Uitleg TCP/IP

TCP/IP staat voor Transmission Control Protocol/Internet Protocol. Het is een reeks communicatieprotocollen die de basis vormen voor het internet en de meeste netwerken. TCP/IP is ontworpen om computers en apparaten in staat te stellen met elkaar te communiceren en gegevens uit te wisselen over verschillende soorten netwerken.

De geschiedenis van TCP/IP gaat terug tot de vroege dagen van het ARPANET-project in de jaren 1960, toen het Amerikaanse ministerie van Defensie financiering verschafte voor onderzoek naar computernetwerken. Het gebruik van TCP/IP en het internet blijft exponentieel groeien, met een ongekende impact op communicatie, samenwerking, handel en cultuur. Het internet der dingen (IoT) en nieuwe technologieën hebben de reikwijdte van TCP/IP verder uitgebreid.

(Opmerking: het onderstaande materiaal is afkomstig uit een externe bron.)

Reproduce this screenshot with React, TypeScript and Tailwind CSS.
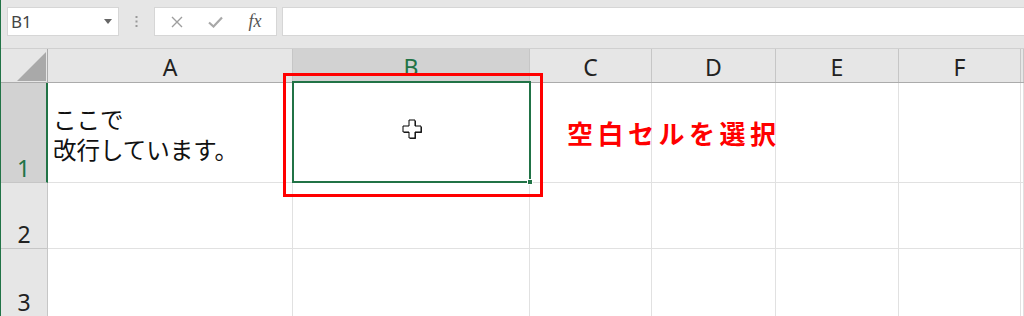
import React from 'react';

const cols = ['A', 'B', 'C', 'D', 'E', 'F', ''];
const jp = { fontFamily: '"Noto Sans CJK JP", "Noto Sans", sans-serif' };
const ui = { fontFamily: '"Noto Sans", "Liberation Sans", sans-serif' };

function HeaderCell({ label, selected }: { label: string; selected?: boolean }) {
  return (
    <div
      className={`flex items-center justify-center border-r border-[#c6c6c6] text-[23px] leading-none pt-[4px] ${
        selected ? 'bg-[#d2d2d2] text-[#217346]' : 'bg-[#e6e6e6] text-[#222]'
      }`}
    >
      {label}
    </div>
  );
}

function RowHeader({ n, selected }: { n: number; selected?: boolean }) {
  return (
    <div
      className={`flex items-end justify-center text-[23px] leading-[28px] border-b ${
        selected
          ? 'bg-[#d2d2d2] text-[#217346] border-[#c6c6c6] border-r-2 border-r-[#217346]'
          : 'bg-[#e6e6e6] text-[#222] border-[#c6c6c6] border-r border-r-[#c6c6c6]'
      }`}
    >
      {n}
    </div>
  );
}

function Cell({ children }: { children?: React.ReactNode }) {
  return <div className="border-r border-b border-[#e1e1e1] bg-white">{children}</div>;
}

export default function App() {
  return (
    <div
      className="relative w-[1024px] h-[316px] overflow-hidden bg-[#e6e6e6] border-l border-[#217346]"
      style={ui}
    >
      {/* formula bar */}
      <div className="flex items-center h-[48px] pb-[5px] pl-[6px]">
        <div className="flex items-center justify-between w-[112px] h-[29px] bg-white border border-[#d6d6d6] pl-[3px] pr-[6px]">
          <span className="text-[17px] text-[#444]">B1</span>
          <svg width="8" height="5" viewBox="0 0 8 5">
            <path d="M0 0h8L4 5z" fill="#666" />
          </svg>
        </div>
        <div className="w-[35px] flex justify-center">
          <svg width="3" height="11" viewBox="0 0 3 11">
            <rect x="0.5" y="0" width="2" height="2" fill="#999" />
            <rect x="0.5" y="4.5" width="2" height="2" fill="#999" />
            <rect x="0.5" y="9" width="2" height="2" fill="#999" />
          </svg>
        </div>
        <div className="flex items-center w-[123px] h-[29px] bg-white border border-[#d6d6d6]">
          <div className="w-[40px] flex justify-center pl-[4px]">
            <svg width="12" height="12" viewBox="0 0 12 12">
              <path d="M1 1l10 10M11 1L1 11" stroke="#9e9e9e" strokeWidth="1.4" />
            </svg>
          </div>
          <div className="w-[40px] flex justify-center">
            <svg width="15" height="12" viewBox="0 0 15 12">
              <path d="M1 6.5l4.5 4L14 1.5" stroke="#a8a8a8" strokeWidth="2.2" fill="none" />
            </svg>
          </div>
          <div
            className="w-[40px] flex justify-center text-[18px] italic text-[#555]"
            style={{ fontFamily: '"Liberation Serif", serif' }}
          >
            fx
          </div>
        </div>
        <div className="flex-1 h-[29px] ml-[5px] bg-white border border-[#d6d6d6] border-r-0" />
      </div>

      {/* grid */}
      <div className="grid grid-cols-[47px_245px_237px_122px_124px_123px_122px_1fr] grid-rows-[34px_100px_66px_68px] border-t border-[#d0d0d0]">
        <div className="relative bg-[#e6e6e6] border-r border-b border-[#ababab]">
          <svg className="absolute left-[16px] top-[3px]" width="29" height="29" viewBox="0 0 29 29">
            <path d="M29 0V29H0z" fill="#a9a9a9" />
          </svg>
        </div>
        {cols.map((c, i) => (
          <div key={i} className={`border-b ${c === 'B' ? 'border-b-2 border-[#217346]' : 'border-[#ababab]'} grid`}>
            <HeaderCell label={c} selected={c === 'B'} />
          </div>
        ))}

        <RowHeader n={1} selected />
        <Cell>
          <div className="pl-[5px] pt-[21px] text-[23.5px] leading-[30px] text-[#111]" style={jp}>
            <div>ここで</div>
            <div>改行しています。</div>
          </div>
        </Cell>
        {[0, 1, 2, 3, 4, 5].map((i) => (
          <Cell key={i} />
        ))}

        <RowHeader n={2} />
        {[0, 1, 2, 3, 4, 5, 6].map((i) => (
          <Cell key={i} />
        ))}

        <RowHeader n={3} />
        {[0, 1, 2, 3, 4, 5, 6].map((i) => (
          <Cell key={i} />
        ))}
      </div>

      {/* selection on B1 */}
      <div className="absolute left-[291px] top-[81px] w-[239px] h-[102px] border-2 border-[#217346]">
        <div className="absolute right-[-4px] bottom-[-4px] w-[6px] h-[6px] bg-[#217346] border border-white" />
      </div>

      {/* pointer */}
      <svg className="absolute left-[401px] top-[119px]" width="21" height="21" viewBox="0 0 21 21">
        <path d="M7 1h6v6h6v6h-6v6H7v-6H1V7h6z" fill="#333" transform="translate(1 1)" />
        <path d="M7 1h6v6h6v6h-6v6H7v-6H1V7h6z" fill="#fff" stroke="#000" strokeWidth="1" />
      </svg>

      {/* annotation */}
      <div className="absolute left-[282px] top-[73px] w-[260px] h-[124px] border-[3px] border-[#ff0000]" />
      <div
        className="absolute left-[566px] top-[116px] text-[26px] leading-[34px] font-bold tracking-[4.5px] text-[#ff0000]"
        style={jp}
      >
        空白セルを選択
      </div>
    </div>
  );
}
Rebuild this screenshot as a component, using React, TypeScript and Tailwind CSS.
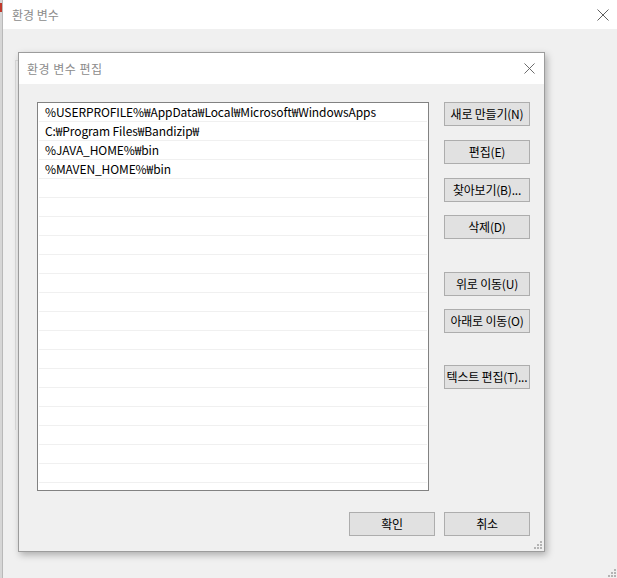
import React from "react";

const font = { fontFamily: '"Noto Sans CJK KR", "Noto Sans", sans-serif' };

const paths = [
  "%USERPROFILE%₩AppData₩Local₩Microsoft₩WindowsApps",
  "C:₩Program Files₩Bandizip₩",
  "%JAVA_HOME%₩bin",
  "%MAVEN_HOME%₩bin",
];

function CloseX({ size = 12 }: { size?: number }) {
  return (
    <svg width={size} height={size} viewBox="0 0 12 12" className="block">
      <path d="M0.5 0.5 L11.5 11.5 M11.5 0.5 L0.5 11.5" stroke="#5f5f5f" strokeWidth="1" fill="none" />
    </svg>
  );
}

function Grip() {
  return (
    <svg width="8" height="8" viewBox="0 0 8 8" className="block">
      <rect x="6" y="0" width="2" height="2" fill="#b4b4b4" />
      <rect x="3" y="3" width="2" height="2" fill="#b4b4b4" />
      <rect x="6" y="3" width="2" height="2" fill="#b4b4b4" />
      <rect x="0" y="6" width="2" height="2" fill="#b4b4b4" />
      <rect x="3" y="6" width="2" height="2" fill="#b4b4b4" />
      <rect x="6" y="6" width="2" height="2" fill="#b4b4b4" />
    </svg>
  );
}

function Btn({ label, className = "" }: { label: string; className?: string }) {
  return (
    <button
      type="button"
      className={
        "h-[24px] w-[86px] shrink-0 border border-[#adadad] bg-[#e1e1e1] text-[12px] leading-none text-black whitespace-nowrap px-0 tracking-[-0.2px] " +
        className
      }
    >
      {label}
    </button>
  );
}

export default function App() {
  const rows = Array.from({ length: 20 }, (_, i) => paths[i] ?? "");

  return (
    <div className="relative w-[617px] h-[578px] overflow-hidden bg-[#f0f0f0]" style={font}>
      {/* sliver of window behind */}
      <div className="absolute left-0 top-0 h-full w-[2px] bg-[#d6d6d6]" />
      <div className="absolute left-0 top-[3px] h-[9px] w-[2px] bg-[#c0392b]" />

      {/* outer window */}
      <div className="absolute left-[2px] top-0 right-0 bottom-0 flex flex-col border-l border-[#b9b9b9] bg-[#f0f0f0]">
        <div className="flex h-[29px] items-center justify-between bg-white pl-[9px] pr-[8px]">
          <span className="text-[12px] text-[#8c8c8c]">환경 변수</span>
          <CloseX />
        </div>
        <div className="relative flex-1">
          <div className="absolute left-[12px] top-[31px] h-[370px] w-[4px] border-l border-t border-[#dadada]" />
          <div className="absolute right-[1px] bottom-[1px]">
            <Grip />
          </div>
        </div>
      </div>

      {/* edit dialog */}
      <div className="absolute left-[18px] top-[52px] flex h-[500px] w-[527px] flex-col border border-[#9c9c9c] bg-[#f0f0f0] shadow-[2px_3px_7px_rgba(0,0,0,0.28)]">
        <div className="flex h-[31px] shrink-0 items-center justify-between bg-white pl-[8px] pr-[9px]">
          <span className="text-[12px] text-[#8c8c8c] tracking-[0.5px]">환경 변수 편집</span>
          <CloseX size={11} />
        </div>

        <div className="flex flex-1 flex-col pl-[18px] pr-[14px] pt-[18px]">
          <div className="flex gap-[15px]">
            <div className="h-[389px] w-[392px] shrink-0 overflow-hidden border border-[#828282] bg-white px-[1px]">
              {rows.map((r, i) => (
                <div
                  key={i}
                  className="h-[19px] border-b border-[#f0f0f0] pl-[6px] text-[12px] leading-[18px] tracking-[-0.1px] text-black whitespace-nowrap"
                >
                  {r}
                </div>
              ))}
            </div>
            <div className="flex flex-col">
              <Btn label="새로 만들기(N)" />
              <Btn label="편집(E)" className="mt-[14px]" />
              <Btn label="찾아보기(B)..." className="mt-[14px]" />
              <Btn label="삭제(D)" className="mt-[13px]" />
              <Btn label="위로 이동(U)" className="mt-[33px]" />
              <Btn label="아래로 이동(O)" className="mt-[13px]" />
              <Btn label="텍스트 편집(T)..." className="mt-[32px]" />
            </div>
          </div>
          <div className="mt-[21px] flex justify-end gap-[9px]">
            <Btn label="확인" />
            <Btn label="취소" />
          </div>
        </div>
        <div className="absolute right-[2px] bottom-[2px]">
          <Grip />
        </div>
      </div>
    </div>
  );
}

Hier is een uitleg van de belangrijkste componenten en concepten van het TCP/IP-protocol:
1 Transmission Control Protocol (TCP): TCP is een betrouwbaar transportprotocol dat verantwoordelijk is voor het segmenteren, ordenen en herstellen van gegevens die tussen apparaten worden uitgewisseld. Het waarborgt dat gegevens correct en in de juiste volgorde worden afgeleverd, zelfs als ze via verschillende routes over een netwerk reizen.
2 Internet Protocol (IP):: IP is verantwoordelijk voor het adresseren en routeren van gegevenspakketten over een netwerk. Het verdeelt gegevens in kleinere pakketten en voegt bron- en bestemmingsadressen toe, zodat routers de pakketten naar de juiste bestemming kunnen sturen.
3 IP-adressen:Elk apparaat dat is verbonden met een TCP/IP-netwerk heeft een uniek IP-adres. IPv4 (Internet Protocol version 4) gebruikt een reeks van vier decimale getallen (bijvoorbeeld 192.168.1.1) om apparaten te identificeren. IPv6 (Internet Protocol version 6) introduceert een langere reeks hexadecimale cijfers om het opraken van beschikbare IP-adressen tegen te gaan.
4 Routers: Routers zijn apparaten die gegevenspakketten tussen verschillende netwerken kunnen doorsturen. Ze gebruiken IP-adressen om te bepalen waar pakketten naartoe moeten worden gestuurd en maken het mogelijk om gegevens over lange afstanden te verzenden.
5 Protocollen op hoger niveau:: Bovenop TCP/IP zijn er verschillende protocollen voor specifieke doeleinden, zoals:
* HTTP (Hypertext Transfer Protocol) voor het delen van webpagina's.
* SMTP (Simple Mail Transfer Protocol) voor het verzenden van e-mails.
* FTP (File Transfer Protocol) voor het delen van bestanden.
* DNS (Domain Name System) voor het vertalen van domeinnamen naar IP-adressen.
6 Pakketstructuur: Gegevens worden opgedeeld in pakketten met een header die informatie bevat zoals bron- en doel-IP-adressen, protocolinformatie en checksums om de integriteit van de gegevens te controleren.
7 Laagmodel: TCP/IP is gebaseerd op een lagenmodel, vergelijkbaar met het OSI-model (Open Systems Interconnection). Het TCP/IP-model bestaat uit vier lagen: toepassingslaag, transportlaag, internetlaag en netwerktoegangslaag.

Samengevat is TCP/IP een set van protocollen die de basis vormen voor internetcommunicatie en netwerken. Het zorgt voor betrouwbare en gestructureerde gegevensuitwisseling tussen apparaten, ongeacht het type netwerk dat wordt gebruikt.